Exclude images, then output the remaining data verbatim.

— START OF Data segment —

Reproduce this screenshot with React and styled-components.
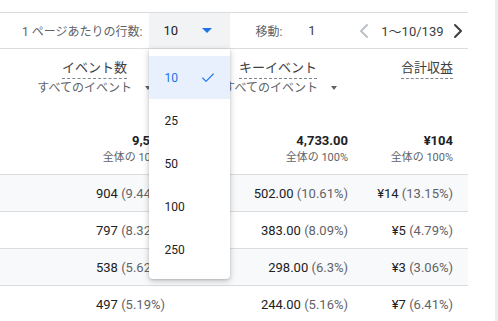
import styled, { createGlobalStyle } from 'styled-components'
import { Check, ChevronLeft, ChevronRight } from 'lucide-react'

const GlobalStyle = createGlobalStyle`
    body {
        margin: 0;
        background: #fff;
        font-family: Roboto, "Noto Sans CJK JP", sans-serif;
        color: #202124;
    }
`

const columns = [
    { title: 'イベント数', sub: 'すべてのイベント', total: '9,576', pct: '全体の 100%', titleGap: 38, subGap: 14 },
    { title: 'キーイベント', sub: 'すべてのイベント', total: '4,733.00', pct: '全体の 100%', titleGap: 31, subGap: 11 },
    { title: '合計収益', total: '¥104', pct: '全体の 100%' },
]

const rows = [
    ['904', '9.44%', '502.00', '10.61%', '¥14', '13.15%'],
    ['797', '8.32%', '383.00', '8.09%', '¥5', '4.79%'],
    ['538', '5.62%', '298.00', '6.3%', '¥3', '3.06%'],
    ['497', '5.19%', '244.00', '5.16%', '¥7', '6.41%'],
]

const sizes = [10, 25, 50, 100, 250]

function App () {
    return (
        <Page>
            <GlobalStyle />
            <Main>
                <Toolbar>
                    <Label>1 ページあたりの行数:</Label>
                    <Select>
                        <span>10</span>
                        <Caret />
                        <Menu>
                            { sizes.map((s) =>
                                <MenuItem key={s} $active={ s === 10 }>
                                    { s }
                                    { s === 10 && <Check size={16} strokeWidth={1.6} /> }
                                </MenuItem>
                            )}
                        </Menu>
                    </Select>
                    <Label $gap={25}>移動:</Label>
                    <GoInput>1</GoInput>
                    <Pager $muted><ChevronLeft size={24} strokeWidth={2} /></Pager>
                    <Range>1〜10/139</Range>
                    <Pager><ChevronRight size={24} strokeWidth={2} /></Pager>
                </Toolbar>

                <Grid>
                    { columns.map((c, i) =>
                        <HeadCell key={i}>
                            <Title $gap={ c.titleGap || 0 }>{ c.title }</Title>
                            { c.sub &&
                                <SubTitle $gap={ c.subGap }>
                                    { c.sub }
                                    <SmallCaret />
                                </SubTitle>
                            }
                        </HeadCell>
                    )}
                </Grid>

                <TotalRow>
                    { columns.map((c, i) =>
                        <TotalCell key={i}>
                            <b>{ c.total }</b>
                            <small>{ c.pct }</small>
                        </TotalCell>
                    )}
                </TotalRow>

                { rows.map((r, i) =>
                    <Row key={i} $striped={ i % 2 === 0 }>
                        <Cell>{ r[0] } <Pct>({ r[1] })</Pct></Cell>
                        <Cell>{ r[2] } <Pct>({ r[3] })</Pct></Cell>
                        <Cell>{ r[4] } <Pct>({ r[5] })</Pct></Cell>
                    </Row>
                )}
            </Main>
        </Page>
    )
}

const Page = styled.div`
    width: 495px;
    height: 321px;
    overflow: hidden;
    border-right: 3px solid #eceef0;
`

const Main = styled.div`
    width: 468px;
    padding-top: 12px;
`

const Toolbar = styled.div`
    display: flex;
    align-items: center;
    height: 35px;
    padding-left: 22px;
    border-top: 1px solid #dadce0;
    border-bottom: 1px solid #dadce0;
    font-size: 12px;
    white-space: nowrap;
    position: relative;
    z-index: 5;
    & > * {
        flex-shrink: 0;
    }
`

const Label = styled.span`
    color: #5f6368;
    margin-left: ${ (p) => p.$gap || 0 }px;
`

const Select = styled.div`
    position: relative;
    display: flex;
    align-items: center;
    justify-content: space-between;
    width: 81px;
    height: 100%;
    margin-left: 7px;
    padding: 0 18px 0 14px;
    box-sizing: border-box;
    background: #f1f3f4;
    font-size: 13px;
    color: #202124;
`

const Caret = styled.span`
    width: 0;
    height: 0;
    border-left: 5px solid transparent;
    border-right: 5px solid transparent;
    border-top: 5px solid #1a73e8;
`

const Menu = styled.div`
    position: absolute;
    top: calc(100% + 1px);
    left: 0;
    width: 100%;
    padding: 7px 0 8px;
    background: #fff;
    border-radius: 0 0 4px 4px;
    box-shadow: 0 2px 6px rgba(60, 64, 67, 0.3), 0 1px 2px rgba(60, 64, 67, 0.15);
`

const MenuItem = styled.div`
    display: flex;
    align-items: center;
    justify-content: space-between;
    height: 43px;
    padding: 0 14px 0 15px;
    font-size: 12px;
    color: ${ (p) => p.$active ? '#1a73e8' : '#202124' };
    background: ${ (p) => p.$active ? '#e8f0fe' : '#fff' };
`

const GoInput = styled.span`
    width: 28px;
    margin-left: 14px;
    padding-left: 12px;
    font-size: 13px;
    color: #3c4043;
`

const Pager = styled.span`
    display: flex;
    margin-left: ${ (p) => p.$muted ? 16 : 2 }px;
    color: ${ (p) => p.$muted ? '#bdc1c6' : '#3c4043' };
`

const Range = styled.span`
    margin-left: 5px;
    font-size: 13px;
    color: #3c4043;
`

const Grid = styled.div`
    display: grid;
    grid-template-columns: 180px 183px 105px;
    height: 73px;
`

const HeadCell = styled.div`
    display: flex;
    flex-direction: column;
    align-items: flex-end;
    padding: 10px 15px 0 0;
    overflow: hidden;
`

const Title = styled.span`
    font-size: 13px;
    color: #3c4043;
    line-height: 18px;
    margin-right: ${ (p) => p.$gap }px;
    border-bottom: 1px dashed #80868b;
    padding-bottom: 1px;
`

const SubTitle = styled.span`
    display: flex;
    align-items: center;
    margin-top: 1px;
    font-size: 12px;
    line-height: 16px;
    color: #5f6368;
    gap: 13px;
    white-space: nowrap;
    margin-right: ${ (p) => p.$gap }px;
`

const SmallCaret = styled.span`
    width: 0;
    height: 0;
    border-left: 3.5px solid transparent;
    border-right: 3.5px solid transparent;
    border-top: 4px solid #5f6368;
`

const TotalRow = styled.div`
    display: grid;
    grid-template-columns: 180px 183px 105px;
    height: 52px;
    border-bottom: 1px solid #dadce0;
`

const TotalCell = styled.div`
    display: flex;
    flex-direction: column;
    align-items: flex-end;
    padding: 10px 15px 0 0;
    b {
        font-size: 13px;
        font-weight: 700;
        line-height: 17px;
        color: #202124;
    }
    small {
        font-size: 11px;
        line-height: 18px;
        color: #5f6368;
    }
`

const Row = styled.div`
    display: grid;
    grid-template-columns: 180px 183px 105px;
    height: 36px;
    border-bottom: 1px solid #dadce0;
    background: ${ (p) => p.$striped ? '#f8f9fa' : '#fff' };
`

const Cell = styled.div`
    display: flex;
    align-items: center;
    justify-content: flex-end;
    padding-right: 15px;
    font-size: 13px;
    color: #202124;
    white-space: pre;
`

const Pct = styled.span`
    color: #5f6368;
`

export default App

— END OF Data segment —

#### Output of the exercise:
Reproduce this screenshot with React and styled-components.
import styled, { createGlobalStyle } from 'styled-components'
import { Check, ChevronLeft, ChevronRight } from 'lucide-react'

const GlobalStyle = createGlobalStyle`
    body {
        margin: 0;
        background: #fff;
        font-family: Roboto, "Noto Sans CJK JP", sans-serif;
        color: #202124;
    }
`

const columns = [
    { title: 'イベント数', sub: 'すべてのイベント', total: '9,576', pct: '全体の 100%', titleGap: 38, subGap: 14 },
    { title: 'キーイベント', sub: 'すべてのイベント', total: '4,733.00', pct: '全体の 100%', titleGap: 31, subGap: 11 },
    { title: '合計収益', total: '¥104', pct: '全体の 100%' },
]

const rows = [
    ['904', '9.44%', '502.00', '10.61%', '¥14', '13.15%'],
    ['797', '8.32%', '383.00', '8.09%', '¥5', '4.79%'],
    ['538', '5.62%', '298.00', '6.3%', '¥3', '3.06%'],
    ['497', '5.19%', '244.00', '5.16%', '¥7', '6.41%'],
]

const sizes = [10, 25, 50, 100, 250]

function App () {
    return (
        <Page>
            <GlobalStyle />
            <Main>
                <Toolbar>
                    <Label>1 ページあたりの行数:</Label>
                    <Select>
                        <span>10</span>
                        <Caret />
                        <Menu>
                            { sizes.map((s) =>
                                <MenuItem key={s} $active={ s === 10 }>
                                    { s }
                                    { s === 10 && <Check size={16} strokeWidth={1.6} /> }
                                </MenuItem>
                            )}
                        </Menu>
                    </Select>
                    <Label $gap={25}>移動:</Label>
                    <GoInput>1</GoInput>
                    <Pager $muted><ChevronLeft size={24} strokeWidth={2} /></Pager>
                    <Range>1〜10/139</Range>
                    <Pager><ChevronRight size={24} strokeWidth={2} /></Pager>
                </Toolbar>

                <Grid>
                    { columns.map((c, i) =>
                        <HeadCell key={i}>
                            <Title $gap={ c.titleGap || 0 }>{ c.title }</Title>
                            { c.sub &&
                                <SubTitle $gap={ c.subGap }>
                                    { c.sub }
                                    <SmallCaret />
                                </SubTitle>
                            }
                        </HeadCell>
                    )}
                </Grid>

                <TotalRow>
                    { columns.map((c, i) =>
                        <TotalCell key={i}>
                            <b>{ c.total }</b>
                            <small>{ c.pct }</small>
                        </TotalCell>
                    )}
                </TotalRow>

                { rows.map((r, i) =>
                    <Row key={i} $striped={ i % 2 === 0 }>
                        <Cell>{ r[0] } <Pct>({ r[1] })</Pct></Cell>
                        <Cell>{ r[2] } <Pct>({ r[3] })</Pct></Cell>
                        <Cell>{ r[4] } <Pct>({ r[5] })</Pct></Cell>
                    </Row>
                )}
            </Main>
        </Page>
    )
}

const Page = styled.div`
    width: 495px;
    height: 321px;
    overflow: hidden;
    border-right: 3px solid #eceef0;
`

const Main = styled.div`
    width: 468px;
    padding-top: 12px;
`

const Toolbar = styled.div`
    display: flex;
    align-items: center;
    height: 35px;
    padding-left: 22px;
    border-top: 1px solid #dadce0;
    border-bottom: 1px solid #dadce0;
    font-size: 12px;
    white-space: nowrap;
    position: relative;
    z-index: 5;
    & > * {
        flex-shrink: 0;
    }
`

const Label = styled.span`
    color: #5f6368;
    margin-left: ${ (p) => p.$gap || 0 }px;
`

const Select = styled.div`
    position: relative;
    display: flex;
    align-items: center;
    justify-content: space-between;
    width: 81px;
    height: 100%;
    margin-left: 7px;
    padding: 0 18px 0 14px;
    box-sizing: border-box;
    background: #f1f3f4;
    font-size: 13px;
    color: #202124;
`

const Caret = styled.span`
    width: 0;
    height: 0;
    border-left: 5px solid transparent;
    border-right: 5px solid transparent;
    border-top: 5px solid #1a73e8;
`

const Menu = styled.div`
    position: absolute;
    top: calc(100% + 1px);
    left: 0;
    width: 100%;
    padding: 7px 0 8px;
    background: #fff;
    border-radius: 0 0 4px 4px;
    box-shadow: 0 2px 6px rgba(60, 64, 67, 0.3), 0 1px 2px rgba(60, 64, 67, 0.15);
`

const MenuItem = styled.div`
    display: flex;
    align-items: center;
    justify-content: space-between;
    height: 43px;
    padding: 0 14px 0 15px;
    font-size: 12px;
    color: ${ (p) => p.$active ? '#1a73e8' : '#202124' };
    background: ${ (p) => p.$active ? '#e8f0fe' : '#fff' };
`

const GoInput = styled.span`
    width: 28px;
    margin-left: 14px;
    padding-left: 12px;
    font-size: 13px;
    color: #3c4043;
`

const Pager = styled.span`
    display: flex;
    margin-left: ${ (p) => p.$muted ? 16 : 2 }px;
    color: ${ (p) => p.$muted ? '#bdc1c6' : '#3c4043' };
`

const Range = styled.span`
    margin-left: 5px;
    font-size: 13px;
    color: #3c4043;
`

const Grid = styled.div`
    display: grid;
    grid-template-columns: 180px 183px 105px;
    height: 73px;
`

const HeadCell = styled.div`
    display: flex;
    flex-direction: column;
    align-items: flex-end;
    padding: 10px 15px 0 0;
    overflow: hidden;
`

const Title = styled.span`
    font-size: 13px;
    color: #3c4043;
    line-height: 18px;
    margin-right: ${ (p) => p.$gap }px;
    border-bottom: 1px dashed #80868b;
    padding-bottom: 1px;
`

const SubTitle = styled.span`
    display: flex;
    align-items: center;
    margin-top: 1px;
    font-size: 12px;
    line-height: 16px;
    color: #5f6368;
    gap: 13px;
    white-space: nowrap;
    margin-right: ${ (p) => p.$gap }px;
`

const SmallCaret = styled.span`
    width: 0;
    height: 0;
    border-left: 3.5px solid transparent;
    border-right: 3.5px solid transparent;
    border-top: 4px solid #5f6368;
`

const TotalRow = styled.div`
    display: grid;
    grid-template-columns: 180px 183px 105px;
    height: 52px;
    border-bottom: 1px solid #dadce0;
`

const TotalCell = styled.div`
    display: flex;
    flex-direction: column;
    align-items: flex-end;
    padding: 10px 15px 0 0;
    b {
        font-size: 13px;
        font-weight: 700;
        line-height: 17px;
        color: #202124;
    }
    small {
        font-size: 11px;
        line-height: 18px;
        color: #5f6368;
    }
`

const Row = styled.div`
    display: grid;
    grid-template-columns: 180px 183px 105px;
    height: 36px;
    border-bottom: 1px solid #dadce0;
    background: ${ (p) => p.$striped ? '#f8f9fa' : '#fff' };
`

const Cell = styled.div`
    display: flex;
    align-items: center;
    justify-content: flex-end;
    padding-right: 15px;
    font-size: 13px;
    color: #202124;
    white-space: pre;
`

const Pct = styled.span`
    color: #5f6368;
`

export default App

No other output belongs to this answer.